I am not sure exactly what debt metrics she’s looking at, but leverage is currently at the highest level on record.
Furthermore, even looking at the S&P 500, 400, 600 and Russell 2000 indices based on FORWARD OPERATING earnings estimates 2-YEARS into the future, I simply could not find a more generous measure of valuation, stocks are expensive. If EPS estimates fail to meet future expectations (which they always do) valuations will increase further.
Are stocks expensive? Yes.
Are companies and individuals heavily leveraged? You bet.
Will the outcome be benign? Probably not.

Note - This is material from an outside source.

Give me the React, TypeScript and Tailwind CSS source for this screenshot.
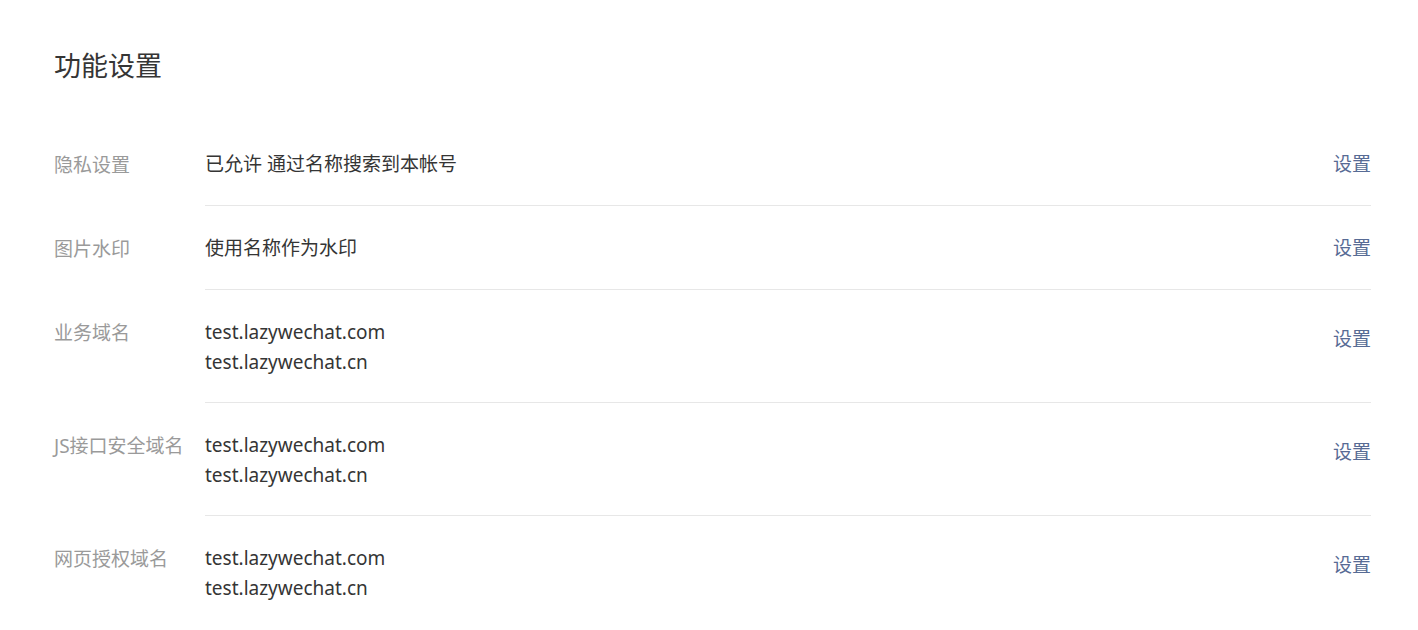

Lastly, while the “jobs report” was decent on Friday, with the exception of wage growth, it is important to remember two things:
- The employment report, along with all economic reports, are subject to heavy backward revisions, and;
- The “trend” is far more important than the actual number.
In regards to point 1) – the corporate tax receipts through April contracted the most since 2009. This suggests the macro corporate environment is weaker than currently believed and hiring generally does not “ramp up,” outside of temporary factors, if the overall environment is weak.
As to point 2), it should not come as a surprise the trend of employment has clearly begun to weaken. This has historically coincided with the Federal Reserve starting a rate hiking campaign which tightens monetary policy. Why everyone believes this time is different is beyond me?
As Dr. Lacy Hunt recently stated:
“When the Fed tightens, they are saying the economy is doing too well by our standards… we want the economy to have less money and credit growth and we want less economic activity. They are saying this at a time when the best economic indicators are in a downturn.’’
The Fed has likely got it wrong…again.